1, 2, 3, soleil ?
par Zahraa MortadaQue de vacarme! Une sieste l’après midi? Difficile. Une femme hurle du haut de son balcon "allez jouer ailleurs!". Des rires fusent d’ici et de là, une poignée d’enfants s’enfuit en jetant des cris. "les petits démons!" lance un vendeur de la porte de son petit magasin.
On est à Burj Al Barajina, un camp palestinien situé dans la banlieue sud de Beyrouth.
Il n’est peut être pas l’un des meilleurs de la ville, mais il est en tout cas le plus grand.
Wadii, Hussein, Alaa, Mohamad, tout à la joie d’avoir fini leurs cours, se baladent dans les rues. Ils jouent, Rencontrent d’autres amis, continuent ensemble leur chemin, et n’oublient sûrement pas, au passage, de faire les petits malins.
Leur destination: "al saha" (la place). C’est ainsi qu’ils appellent ce petit bout de terre qui fait 6 m2 au plus et constitue leur lieu "légitime" de jeu. Clôturé des 4 cotés par des maisons, avec 2 petites issues. Là, pas de voitures, pas de "grandes" personnes qui hurlent leur frustration…
Cette place est si petite qu’elle n’a jamais pu contenir leur soif d’enfants. Ainsi, et tout naturellement, le camp en entier s’est transformé en terrain de jeu. Il s’y déchainent, loin des murs de leurs étroites maisons, et de la surpopulation qui y règne.

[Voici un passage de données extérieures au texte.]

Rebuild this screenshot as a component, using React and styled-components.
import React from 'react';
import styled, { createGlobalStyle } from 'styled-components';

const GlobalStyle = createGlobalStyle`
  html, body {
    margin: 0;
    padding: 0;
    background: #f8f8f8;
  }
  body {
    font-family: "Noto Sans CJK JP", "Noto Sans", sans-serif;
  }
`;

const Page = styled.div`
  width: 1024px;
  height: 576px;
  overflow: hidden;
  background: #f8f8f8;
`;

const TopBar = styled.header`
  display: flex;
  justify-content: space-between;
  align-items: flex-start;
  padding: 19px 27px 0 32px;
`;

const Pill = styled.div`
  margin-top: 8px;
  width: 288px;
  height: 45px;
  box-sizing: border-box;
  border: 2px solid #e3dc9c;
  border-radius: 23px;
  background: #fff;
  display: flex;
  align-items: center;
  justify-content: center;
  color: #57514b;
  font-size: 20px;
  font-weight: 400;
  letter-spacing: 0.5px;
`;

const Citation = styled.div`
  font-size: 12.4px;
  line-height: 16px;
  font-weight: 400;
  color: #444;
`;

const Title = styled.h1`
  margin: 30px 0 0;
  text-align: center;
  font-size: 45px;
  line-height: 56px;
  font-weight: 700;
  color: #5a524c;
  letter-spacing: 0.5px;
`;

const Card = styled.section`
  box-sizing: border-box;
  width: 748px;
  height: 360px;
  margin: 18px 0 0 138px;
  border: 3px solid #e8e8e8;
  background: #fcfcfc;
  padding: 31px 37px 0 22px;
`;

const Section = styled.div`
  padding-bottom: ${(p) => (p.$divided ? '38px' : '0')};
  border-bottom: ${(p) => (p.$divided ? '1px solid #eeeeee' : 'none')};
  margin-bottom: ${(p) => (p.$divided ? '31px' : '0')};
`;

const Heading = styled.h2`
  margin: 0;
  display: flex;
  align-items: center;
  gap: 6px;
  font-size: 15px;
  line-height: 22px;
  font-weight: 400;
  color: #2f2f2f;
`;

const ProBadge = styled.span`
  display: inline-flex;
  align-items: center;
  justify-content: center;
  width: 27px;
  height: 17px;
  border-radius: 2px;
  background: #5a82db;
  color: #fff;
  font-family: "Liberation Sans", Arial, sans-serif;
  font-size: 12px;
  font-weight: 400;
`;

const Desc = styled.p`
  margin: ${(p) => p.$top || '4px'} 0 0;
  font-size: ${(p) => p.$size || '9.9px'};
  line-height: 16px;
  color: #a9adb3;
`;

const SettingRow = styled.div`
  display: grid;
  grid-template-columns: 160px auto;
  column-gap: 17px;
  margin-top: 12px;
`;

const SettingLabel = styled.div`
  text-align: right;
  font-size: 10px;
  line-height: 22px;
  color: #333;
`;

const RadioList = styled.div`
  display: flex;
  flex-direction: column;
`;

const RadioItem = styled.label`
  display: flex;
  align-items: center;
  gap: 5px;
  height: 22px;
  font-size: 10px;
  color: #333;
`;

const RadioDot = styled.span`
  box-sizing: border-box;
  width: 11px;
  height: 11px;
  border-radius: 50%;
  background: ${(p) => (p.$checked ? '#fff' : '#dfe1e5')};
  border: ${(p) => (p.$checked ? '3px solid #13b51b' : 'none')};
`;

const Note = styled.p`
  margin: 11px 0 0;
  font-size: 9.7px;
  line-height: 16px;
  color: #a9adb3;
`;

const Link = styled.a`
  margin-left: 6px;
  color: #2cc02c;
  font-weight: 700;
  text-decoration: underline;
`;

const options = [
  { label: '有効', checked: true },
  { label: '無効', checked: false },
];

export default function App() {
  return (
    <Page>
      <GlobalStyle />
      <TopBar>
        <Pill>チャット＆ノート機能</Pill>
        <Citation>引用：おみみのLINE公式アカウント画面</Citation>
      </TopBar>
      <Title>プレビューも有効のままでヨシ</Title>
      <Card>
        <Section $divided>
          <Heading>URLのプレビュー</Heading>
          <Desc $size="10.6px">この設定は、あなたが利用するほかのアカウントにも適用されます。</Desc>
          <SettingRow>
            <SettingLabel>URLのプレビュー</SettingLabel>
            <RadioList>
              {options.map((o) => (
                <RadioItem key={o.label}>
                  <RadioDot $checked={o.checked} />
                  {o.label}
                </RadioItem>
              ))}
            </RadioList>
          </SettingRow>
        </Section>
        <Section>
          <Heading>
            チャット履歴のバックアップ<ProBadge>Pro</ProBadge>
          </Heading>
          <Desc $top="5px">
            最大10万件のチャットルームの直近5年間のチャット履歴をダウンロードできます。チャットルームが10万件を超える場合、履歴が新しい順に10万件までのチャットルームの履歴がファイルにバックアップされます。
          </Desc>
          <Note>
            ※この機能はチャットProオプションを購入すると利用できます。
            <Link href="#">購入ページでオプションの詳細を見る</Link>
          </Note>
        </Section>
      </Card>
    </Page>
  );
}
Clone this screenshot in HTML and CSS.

Le camp en entier s’est transformé en terrain de jeu
En dépit des voitures et des motos qui prennent à elles seules toute la superficie de certaines rues, en dépit de la colère des adultes qui cherchent quelques moments de répit, ces enfants n’ont pas de limites à l’intérieur du camp. Ils peuvent jouer au foot en plein milieu de la rue, faire la course au centre d’un marché, grimper sur les barrières des maisons… un moyen de respirer peut être? qui sait…
Fiers, ils affichent l’air d’être les maîtres des lieux. Pas une parcelle de terre qu'ils n'aient foulée, Pas un mur qui n’ait échappé à leurs petites mains. Hussein est capable de faire le guide, des lieux et des personnes en même temps « ici, tous le monde se connait » clame-t il fièrement.
A quoi on joue ?
En effet, à quoi joue-t-on dans ses mini-ruelles ? revenons à nos souvenir d’enfance, et parfois, à ceux de nos parents.
Vous souvenez-vous des billes ? vous souvenez-vous du saute-mouton, de voleurs et chasseurs ? de « fathi ya warda, sakri ya warda », du jeu des pierres, de la marelle ? des ces jeux tombés quelque peu en désuétude suite à l’invasion des Playstations et de l’électro jeux.
Ces jeux constituent leur petit monde d’enfants. Ils les citent à l’unanimité, en expliquant leurs règles. A part quelques heures par semaine dans les cafés internet, délaissés car cher pour leurs bourses, ces jeux constituent leur seul choix possible. Heureusement pour eux.
Les billes deviennent un trésor, ils les amassent d’années en années. Alaa retire de sa cachette une grande bouteille de 3 litres d’eau, remplie à moitié par des billes. Son trésor attendait au coin que vienne le printemps.
La saison des billes
Ali, un habitant du camp, nous parle de la saison des billes, et explique pourquoi ce jeu est toujours en vogue dans le camp (voir le diaporama si dessous)
Traduction de la vidéo : Le jeu de billes est un jeu de saison : Quand le printemps arrive et que les enfants peuvent sortir avec plus de liberté. Un ou deux des enfants lancent le jeu, et tous les autres ressortent leurs billes ! Ils les amassent d’année en année et utilisent chaque année ce qu’ils récoltent. Ceux qui n’en ont pas en achètent. On en voit tant dans les camps car il n’y a pas d’autres choix de loisirs, il n’y a pas de jardins ni de terrains de jeu… il n’y a que des petites passerelles de rues où ils ne peuvent se permettre que certains jeux, comme les billes, chasseurs et voleurs, saute-mouton… Ils ne peuvent pas jouer au foot par exemple. Au plus le font ils à deux dans une des ruelles, sinon ils louent un terrain de jeu à l’extérieur du camp. La place que vous avez vue est une des plus grandes du camp. Il n’y a plus beaucoup de place pour les jeux des enfants car d’année en année la construction augmente: Les parents veulent marier leurs enfants et agrandissent leurs maisons, les enfants grandissent et ont besoin de plus de place, pour étudier, s’éduquer…
Les billes n'ont pas fini de rouler dans le camp de Burj Al Barajina.